If this young woman were to spend a little time on her appearance, take some tips for a beautician there is no question should would have looked quite beautiful for a woman of that culture and time period.  I have seen 55 year old women who like a short grey haired, wired rimmed, douty old grandma woman.  Then I recently saw a 68 year old woman who took good care of herself, her health, her hair, her skin and dressed quite fashionably.  This 65 year old professor had to catch his breath and grab a handrail to steady himself.

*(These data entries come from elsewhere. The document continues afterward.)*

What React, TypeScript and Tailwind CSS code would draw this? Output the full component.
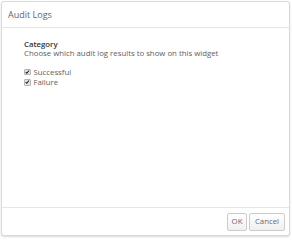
function Check({ label }: { label: string }) {
  return (
    <label className="flex h-[10.5px] items-center gap-[2px] leading-[10px]">
      <span className="flex h-[6.5px] w-[6.5px] items-center justify-center rounded-[1px] border border-[#b5b5b5] bg-[#e4e4e4]">
        <svg viewBox="0 0 8 8" className="h-[6px] w-[6px]">
          <path d="M1.2 4.3 L3.2 6.2 L7 1.4" fill="none" stroke="#1a1a1a" strokeWidth="1.8" />
        </svg>
      </span>
      <span className="ml-[1px]">{label}</span>
    </label>
  );
}

export default function App() {
  return (
    <div
      className="h-[240px] w-[292px] bg-white p-px"
      style={{ fontFamily: '"Open Sans", sans-serif' }}
    >
      <div className="flex h-[235px] w-[289px] flex-col rounded-[3px] border border-[#dadada] bg-white shadow-[0_1px_2px_rgba(0,0,0,0.15)]">
        <div className="flex h-[26px] items-center border-b border-[#e6e6e6] px-[6px] text-[9px] text-[#666]">
          Audit Logs
        </div>
        <div className="flex-1 px-[22px] pt-[12px] text-[7.8px] text-[#606060]">
          <div className="font-semibold leading-[9px] text-[#333]">Category</div>
          <div className="leading-[9px]">Choose which audit log results to show on this widget</div>
          <div className="mt-[8.5px] flex flex-col">
            <Check label="Successful" />
            <Check label="Failure" />
          </div>
        </div>
        <div className="flex h-[28px] items-center justify-end gap-[2px] border-t border-[#e6e6e6] pr-[4px]">
          <button className="h-[18px] w-[20px] rounded-[2px] border border-[#ccc] bg-gradient-to-b from-white to-[#f0f0f0] text-[7.8px] text-[#666]">
            OK
          </button>
          <button className="h-[18px] w-[36px] rounded-[2px] border border-[#ccc] bg-gradient-to-b from-white to-[#f0f0f0] text-[7.8px] text-[#666]">
            Cancel
          </button>
        </div>
      </div>
    </div>
  );
}
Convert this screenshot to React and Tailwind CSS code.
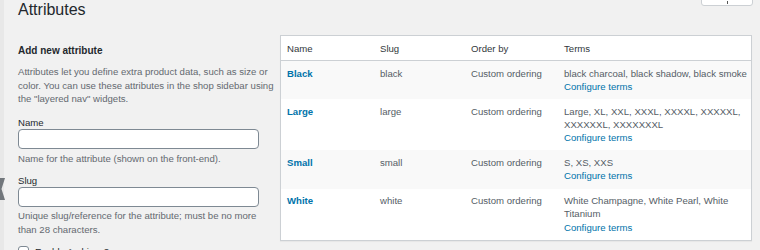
export default function App() {
  const rows = [
    { name: 'Black', slug: 'black', terms: ['black charcoal, black shadow, black smoke'], alt: true },
    { name: 'Large', slug: 'large', terms: ['Large, XL, XXL, XXXL, XXXXL, XXXXXL,', 'XXXXXXL, XXXXXXXL'], alt: false },
    { name: 'Small', slug: 'small', terms: ['S, XS, XXS'], alt: true },
    { name: 'White', slug: 'white', terms: ['White Champagne, White Pearl, White', 'Titanium'], alt: false }
  ]

  return (
    <div className="relative flex w-[760px] h-[250px] overflow-hidden bg-[#f1f1f1] font-['Liberation_Sans',Arial,sans-serif]">
      {/* Sidebar edge */}
      <div className="relative w-[4px] shrink-0 bg-[#e8e8e8]">
        <svg className="absolute left-0 top-[178px]" width="6" height="22" viewBox="0 0 6 22">
          <polygon points="0,0 5,0 1.5,11 5,22 0,22" fill="#72777c" />
        </svg>
      </div>

      {/* Help tab */}
      <div className="absolute right-[7px] top-[-10px] w-[52px] h-[16px] bg-white border border-[#ccd0d4] rounded-[3px]">
        <span className="absolute left-[25px] top-[10px] w-[1px] h-[3px] bg-[#555]"></span>
      </div>

      <div className="pl-[14px]">
        <h1 className="text-[16px] leading-[20px] text-[#23282d] font-normal">Attributes</h1>

        <div className="flex mt-[15px]">
          {/* Add form */}
          <div className="w-[254px] mr-[8px] pt-[9px]">
            <h2 className="text-[10px] leading-[13px] font-bold text-[#23282d]">Add new attribute</h2>
            <p className="mt-[8px] text-[9.6px] leading-[13.5px] text-[#646970] whitespace-nowrap">
              Attributes let you define extra product data, such as size or<br />
              color. You can use these attributes in the shop sidebar using<br />
              the "layered nav" widgets.
            </p>

            <label className="block mt-[11px] text-[9.6px] leading-[11px] text-[#23282d]">Name</label>
            <div className="mt-[1px] w-[241px] h-[20px] bg-white border border-[#7e8993] rounded-[4px]"></div>
            <p className="mt-[3px] text-[9.6px] leading-[13.5px] text-[#646970]">Name for the attribute (shown on the front-end).</p>

            <label className="block mt-[10px] text-[9.6px] leading-[11px] text-[#23282d]">Slug</label>
            <div className="mt-[1px] w-[241px] h-[20px] bg-white border border-[#7e8993] rounded-[4px]"></div>
            <p className="mt-[2px] text-[9.6px] leading-[13.5px] text-[#646970]">
              Unique slug/reference for the attribute; must be no more than 28 characters.
            </p>

            <div className="mt-[10px] flex items-start gap-[6px]">
              <div className="w-[11px] h-[11px] bg-white border border-[#7e8993] rounded-[3px]"></div>
              <span className="text-[9.6px] leading-[11px] text-[#23282d]">Enable Archives?</span>
            </div>
          </div>

          {/* Attribute table */}
          <div className="w-[472px] self-start bg-white border border-[#ccd0d4] shadow-[0_1px_1px_rgba(0,0,0,0.04)]">
            <table className="w-full table-fixed border-collapse text-[9.6px]">
              <colgroup>
                <col className="w-[93px]" />
                <col className="w-[91px]" />
                <col className="w-[93px]" />
                <col />
              </colgroup>
              <thead>
                <tr className="border-b border-[#ccd0d4]">
                  <th className="text-left font-normal text-[#32373c] pl-[6px] py-[5.5px] leading-[13px]">Name</th>
                  <th className="text-left font-normal text-[#32373c] pl-[6px] py-[5.5px] leading-[13px]">Slug</th>
                  <th className="text-left font-normal text-[#32373c] pl-[6px] py-[5.5px] leading-[13px]">Order by</th>
                  <th className="text-left font-normal text-[#32373c] pl-[6px] py-[5.5px] leading-[13px]">Terms</th>
                </tr>
              </thead>
              <tbody>
                {rows.map((row) => (
                  <tr key={row.name} className={row.alt ? 'bg-[#f9f9f9]' : 'bg-white'}>
                    <td className="align-top pl-[6px] pt-[5.5px] pb-[6px] leading-[13.3px] font-bold text-[#0073aa]">{row.name}</td>
                    <td className="align-top pl-[6px] pt-[5.5px] pb-[6px] leading-[13.3px] text-[#555d66]">{row.slug}</td>
                    <td className="align-top pl-[6px] pt-[5.5px] pb-[6px] leading-[13.3px] text-[#555d66]">Custom ordering</td>
                    <td className="align-top pl-[6px] pt-[5.5px] pb-[6px] leading-[13.3px] text-[#555d66]">
                      {row.terms.map((line) => (
                        <div key={line} className="whitespace-nowrap">{line}</div>
                      ))}
                      <div className="text-[#0073aa]">Configure terms</div>
                    </td>
                  </tr>
                ))}
              </tbody>
            </table>
          </div>
        </div>
      </div>
    </div>
  )
}
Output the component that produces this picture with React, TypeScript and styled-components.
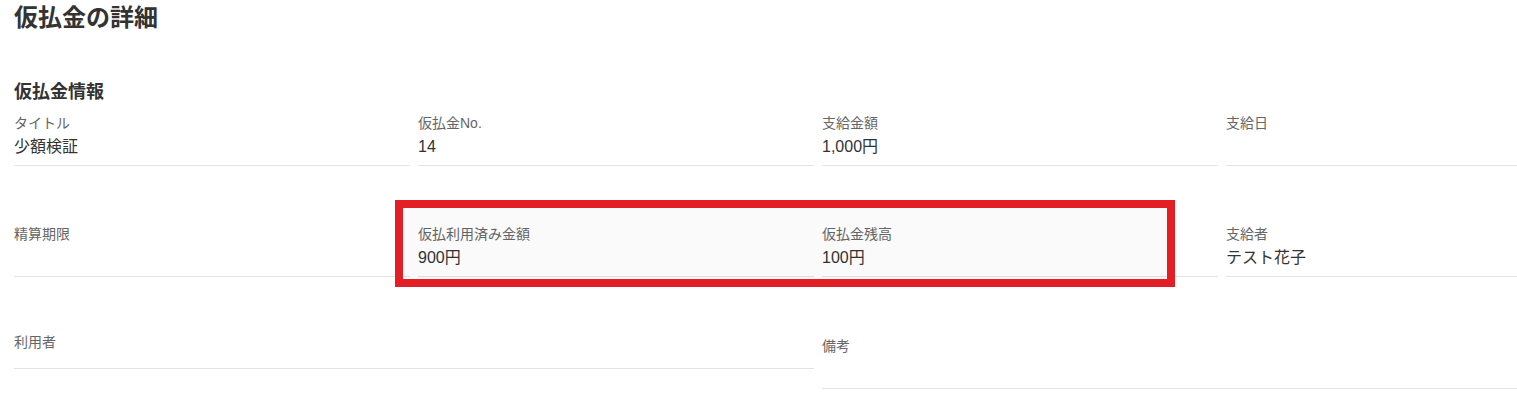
import styled, { createGlobalStyle } from 'styled-components';

const GlobalStyle = createGlobalStyle`
    html, body {
        margin: 0;
        padding: 0;
        background: #ffffff;
        overflow: hidden;
    }

    body {
        font-family: 'Liberation Sans', 'Noto Sans CJK JP', sans-serif;
        color: #333333;
    }
`;

const Page = styled.div`
    padding: 2px 0 0 14px;
`;

const PageTitle = styled.h1`
    margin: 0;
    font-size: 24px;
    line-height: 32px;
    font-weight: 700;
    color: #333333;
`;

const SectionTitle = styled.h2`
    margin: 46px 0 6px;
    font-size: 18px;
    line-height: 24px;
    font-weight: 700;
    color: #333333;
`;

// last column is cut off by the viewport in the screenshot, so let it fill what is left
const FieldGrid = styled.div`
    position: relative;
    display: grid;
    grid-template-columns: repeat(3, 396px) minmax(0, 1fr);
    column-gap: 8px;
    row-gap: 55px;
    align-items: start;
`;

const Field = styled.div<{ $span?: number; $top?: number }>`
    grid-column: span ${({ $span }) => $span ?? 1};
    display: flex;
    flex-direction: column;
    padding: ${({ $top }) => $top ?? 3}px 0 0;
    border-bottom: 1px solid #e3e3e3;
`;

const Label = styled.div`
    font-size: 14px;
    line-height: 20px;
    color: #666666;
`;

const Value = styled.div<{ $height?: number }>`
    margin-top: 2px;
    min-height: ${({ $height }) => $height ?? 24}px;
    padding-bottom: 6px;
    font-size: 16px;
    line-height: 24px;
    color: #333333;
`;

/* highlight frame drawn over the two balance fields */
const Highlight = styled.div`
    position: absolute;
    left: 381px;
    top: 90px;
    width: 780px;
    height: 87px;
    box-sizing: border-box;
    border: 8px solid #e41e25;
    background: rgba(0, 0, 0, 0.018);
    pointer-events: none;
`;

type FieldItem = {
    label: string;
    value?: string;
    span?: number;
    top?: number;
    height?: number;
};

const fields: FieldItem[] = [
    { label: 'タイトル', value: '少額検証' },
    { label: '仮払金No.', value: '14' },
    { label: '支給金額', value: '1,000円' },
    { label: '支給日' },
    { label: '精算期限' },
    { label: '仮払利用済み金額', value: '900円' },
    { label: '仮払金残高', value: '100円' },
    { label: '支給者', value: 'テスト花子' },
    { label: '利用者', span: 2, top: 0, height: 8 },
    { label: '備考', span: 2, top: 4, height: 24 },
];

export default function App() {
    return (
        <>
            <GlobalStyle />
            <Page>
                <PageTitle>仮払金の詳細</PageTitle>
                <SectionTitle>仮払金情報</SectionTitle>
                <FieldGrid>
                    {fields.map(({ label, value, span, top, height }) => (
                        <Field key={label} $span={span} $top={top}>
                            <Label>{label}</Label>
                            <Value $height={height}>{value}</Value>
                        </Field>
                    ))}
                    <Highlight />
                </FieldGrid>
            </Page>
        </>
    );
}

We let our culture define what beauty is and when a woman in her sixties believes that a woman can still be beautiful in her sixties and puts out a little effort, let me tell you they can turn the head of much younger men. Now that I am 65 beauty has taken on a whole new dimension for me.  Come you senior men, admit it how many of you have a secret crush on Hillary Clinton and consider her one hot number.  I know I am not the only one with a raised hand.

 

I remember I had a student whose wife just had a new baby and he came to class proudly bearing a photograph of his little daughter taken moments after she was born.  As this proud papa flashed this picture of this little scrunched up wrinkly thing and asked that dreaded question; “Ain’t she beautiful?”  I had to pull out my Hebrew lexicon and look up the word yaphah  to see if there were any possible way I could say she was beautiful without lying. Beauty could probably be one of the most subjective words in the English language, right up there with love and happiness.

 

We understand that about the time that Abram and Sarah came into Egypt Abram was 75 years old and Sarah was 65.  We learn that she was very fair.  She was yaphah moed, very beautiful.  I heard this story all the time I was growing up and like everyone else I wondered how a woman could be beautiful at 65 years of age. Well as Margaret Wolfe Hungerford wrote, “Beauty is in the eye of the beholder.”  Now that I am 65 I know how a woman can be beautiful at 65.

 

But unless this Pharaoh who also found her beautiful was himself an old geezer who would find Gravel Gurtie beautiful there must be more to this word yaphah beautiful than meets the eye. Culturally, foreign women were prized as beautiful simply for their unique facial features.  Dark skinned women were prized as beautiful.  Sarah would likely have had darker skin than Egyptian women and distinctive facial features different from that of the Egyptian women.  But keep in mind we are dealing with an ancient Hebrew word that we have attacked the English word fair or beautiful to and interpret that within our own cultural context.

 

The word yaphah simply means beautiful, goodly, and pleasant. Rabbi Samson Hirsch the 18th Century linguist and Hebrew master relates this word yaphah to yapha’ which means to radiate or to burst forth, to emerge from darkness to project beauty. He also relates it to the word yaphat which means to create a sense of awe and wonder, to be something special.  When we trace this word yapah to its Semitic roots we find it has the idea of a specialness or a uniqueness.

 

No doubt Sarah projected a Helen Mirren type of beauty but I think there was more to it that which attracted the Pharaoh to her and caused his court to start whispering.  Classic Judaism teaches that the body and soul interact and when the soul takes the driver’s seat, so to speak, it over shadows the body.  Try it sometime, sit down with someone that you may not consider to be physically beautiful but has a very sweet spirit.  Just let that person talk about the Jesus she loves and suddenly her whole appearance will change and you begin to see something very beautiful. The Bible not only speaks of Sarah’s physical beauty but her flawless character and these two great qualities juxtaposed.  When the beauty without is joined with the beauty within, she stood out, she radiated something that caught everyone’s attention even that of the Pharaoh’s.  Most of us live with our bodies in the driver’s seat and we rarely let people see our soul.  But if we let our soul take control, I mean a soul that is radiating the love of Jesus,  maybe we  discover the secret to Sarah’s beauty and if we could bottle it we would make a fortune.